Toyota wins fourth Le Mans, Mazda rotary edges closer, Chevy recalls 2020–22 MY Bolts
Toyota goes 1-2 and wins its fourth consecutive Le Mans
Intake: Toyota won the Le Mans 24 Hours race for the fourth successive year after the early hopes of main rivals Alpine and Glickenhaus faded. Glickenhaus led mid-week testing, but Toyota’s Hypercar entry took pole by a comfortable margin and clearly had the pace to dominate the race. However, in an incident-packed 24 hours the weather, accidents, and technical issues led to race that wasn’t quite so easy to win. The #8 car of 2020-winner Sébastien Buemi was tagged by the #78 Glickenhaus on lap one, leaving the #7 Toyota out in front for the rain-drenched start. Safety cars, slow zones, and a brace of punctures meant that the #8 car was able to catch up, despite having a puncture of its own. Towards the end of the race both Toyotas suffered a fueling issue but still managed a textbook one-two, with Kamui Kobayashi scoring his first victory. Behind them in third was the Alpine, followed by Glickenhaus in fourth and fifth. LMP2 honors went to Team WRT, with Ferrari taking first in the GTE Pro class and bagging the win in GTE Am as well.
Exhaust: Le Mans seldom fails to deliver high drama, although this weekend was more about the weather than inter-team rivalry. At least next year, when past winner Peugeot enters the Hypercar fray, there should be a better fight for the front.

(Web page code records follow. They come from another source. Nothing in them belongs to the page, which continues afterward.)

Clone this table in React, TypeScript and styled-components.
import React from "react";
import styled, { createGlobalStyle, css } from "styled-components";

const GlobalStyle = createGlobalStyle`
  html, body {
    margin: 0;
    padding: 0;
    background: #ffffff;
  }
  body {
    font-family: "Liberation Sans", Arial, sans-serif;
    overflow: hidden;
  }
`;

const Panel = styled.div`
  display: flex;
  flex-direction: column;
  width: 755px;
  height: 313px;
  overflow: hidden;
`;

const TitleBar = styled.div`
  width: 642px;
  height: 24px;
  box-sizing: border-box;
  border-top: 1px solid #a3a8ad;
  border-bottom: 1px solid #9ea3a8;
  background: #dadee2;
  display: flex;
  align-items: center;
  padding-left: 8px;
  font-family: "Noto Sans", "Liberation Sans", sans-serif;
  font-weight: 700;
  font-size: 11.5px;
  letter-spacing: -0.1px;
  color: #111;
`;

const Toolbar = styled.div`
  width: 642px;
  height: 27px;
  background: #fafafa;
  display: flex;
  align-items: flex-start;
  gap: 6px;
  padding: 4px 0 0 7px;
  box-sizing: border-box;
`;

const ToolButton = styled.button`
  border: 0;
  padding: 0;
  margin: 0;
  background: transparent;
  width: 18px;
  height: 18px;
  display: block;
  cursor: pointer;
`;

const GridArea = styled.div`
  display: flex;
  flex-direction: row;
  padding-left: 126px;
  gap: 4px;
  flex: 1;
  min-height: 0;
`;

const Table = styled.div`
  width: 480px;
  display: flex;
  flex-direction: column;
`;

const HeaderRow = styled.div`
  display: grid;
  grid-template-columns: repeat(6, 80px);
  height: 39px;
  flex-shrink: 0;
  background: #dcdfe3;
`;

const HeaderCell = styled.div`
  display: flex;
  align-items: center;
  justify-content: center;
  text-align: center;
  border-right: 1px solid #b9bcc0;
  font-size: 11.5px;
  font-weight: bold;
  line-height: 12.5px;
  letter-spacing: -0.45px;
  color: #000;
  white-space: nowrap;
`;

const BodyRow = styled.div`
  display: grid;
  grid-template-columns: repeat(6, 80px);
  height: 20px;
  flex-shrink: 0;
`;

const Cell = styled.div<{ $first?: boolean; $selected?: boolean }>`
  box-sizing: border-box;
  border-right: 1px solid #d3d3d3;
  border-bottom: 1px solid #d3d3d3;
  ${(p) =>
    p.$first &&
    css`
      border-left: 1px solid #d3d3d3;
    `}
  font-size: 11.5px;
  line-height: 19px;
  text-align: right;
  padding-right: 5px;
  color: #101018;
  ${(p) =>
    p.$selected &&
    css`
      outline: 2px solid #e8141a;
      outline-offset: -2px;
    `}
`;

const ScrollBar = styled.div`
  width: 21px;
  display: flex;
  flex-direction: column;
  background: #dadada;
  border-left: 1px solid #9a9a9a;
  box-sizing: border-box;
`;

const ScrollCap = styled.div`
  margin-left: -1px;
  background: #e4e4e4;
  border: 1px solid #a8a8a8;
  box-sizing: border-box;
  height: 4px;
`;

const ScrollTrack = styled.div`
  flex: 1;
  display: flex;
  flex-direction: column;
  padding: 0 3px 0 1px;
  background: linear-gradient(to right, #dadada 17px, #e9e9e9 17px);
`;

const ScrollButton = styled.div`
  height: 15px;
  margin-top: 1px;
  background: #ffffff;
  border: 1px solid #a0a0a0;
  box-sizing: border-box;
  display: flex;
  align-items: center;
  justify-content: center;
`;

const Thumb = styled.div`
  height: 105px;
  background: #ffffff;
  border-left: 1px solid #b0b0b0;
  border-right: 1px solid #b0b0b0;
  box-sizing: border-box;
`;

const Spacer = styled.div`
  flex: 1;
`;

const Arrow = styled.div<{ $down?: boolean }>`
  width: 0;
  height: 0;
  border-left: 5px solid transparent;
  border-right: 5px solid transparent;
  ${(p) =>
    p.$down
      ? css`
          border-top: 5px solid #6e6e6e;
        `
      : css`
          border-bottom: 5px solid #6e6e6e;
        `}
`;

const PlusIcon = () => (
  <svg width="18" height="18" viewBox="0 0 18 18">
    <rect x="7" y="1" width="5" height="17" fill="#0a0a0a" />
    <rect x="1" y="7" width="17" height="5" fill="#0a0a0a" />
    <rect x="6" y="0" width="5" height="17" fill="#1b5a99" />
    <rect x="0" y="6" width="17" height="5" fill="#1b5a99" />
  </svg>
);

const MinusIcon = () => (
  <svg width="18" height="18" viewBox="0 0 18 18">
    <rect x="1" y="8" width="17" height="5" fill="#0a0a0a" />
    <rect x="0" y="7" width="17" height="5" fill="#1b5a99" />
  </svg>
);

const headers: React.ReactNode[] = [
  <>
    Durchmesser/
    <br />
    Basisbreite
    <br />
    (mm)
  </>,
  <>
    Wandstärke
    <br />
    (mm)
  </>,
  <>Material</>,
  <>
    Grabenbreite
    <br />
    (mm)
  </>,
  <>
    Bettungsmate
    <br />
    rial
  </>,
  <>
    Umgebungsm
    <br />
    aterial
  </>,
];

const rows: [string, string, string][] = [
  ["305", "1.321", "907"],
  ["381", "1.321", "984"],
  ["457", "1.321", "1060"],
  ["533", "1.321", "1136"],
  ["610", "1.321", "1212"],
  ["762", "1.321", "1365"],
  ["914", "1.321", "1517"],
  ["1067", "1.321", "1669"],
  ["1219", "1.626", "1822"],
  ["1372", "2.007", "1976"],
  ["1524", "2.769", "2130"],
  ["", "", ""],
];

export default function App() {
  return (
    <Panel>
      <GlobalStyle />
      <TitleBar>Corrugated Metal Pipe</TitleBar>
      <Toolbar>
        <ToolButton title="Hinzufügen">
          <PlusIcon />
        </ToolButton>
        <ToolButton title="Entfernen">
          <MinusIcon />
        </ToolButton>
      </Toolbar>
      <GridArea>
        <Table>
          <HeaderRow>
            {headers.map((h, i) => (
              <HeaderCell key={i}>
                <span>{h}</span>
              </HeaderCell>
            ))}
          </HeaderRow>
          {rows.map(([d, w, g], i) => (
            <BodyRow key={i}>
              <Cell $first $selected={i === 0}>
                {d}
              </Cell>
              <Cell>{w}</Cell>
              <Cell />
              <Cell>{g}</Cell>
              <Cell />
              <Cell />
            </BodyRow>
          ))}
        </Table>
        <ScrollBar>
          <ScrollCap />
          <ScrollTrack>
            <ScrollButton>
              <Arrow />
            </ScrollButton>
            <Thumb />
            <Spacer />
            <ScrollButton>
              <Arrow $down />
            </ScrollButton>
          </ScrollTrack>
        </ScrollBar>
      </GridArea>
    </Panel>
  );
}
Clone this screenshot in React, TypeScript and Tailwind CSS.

Mazda trademarks hint at rotary return
Intake: A series of Mazda trademark applications unearthed by the Japanese Hatena blog suggest that the rotary engine will indeed be returning. Mazda filed for no less than four different trademarks based around the name e-SKYACTIV R and using a logo that’s very clearly based on the engine’s Dorito-shaped rotor. Mazda recently introduced the e-SKYACTIV name to cover its mild-hybrid models so expect the next rotary to be combined with electrification, while the names e-SKYACTIV R-Energy, e-SKYACTIV R-HEV and e-SKYACTIV R-EV seem to confirm hybridization.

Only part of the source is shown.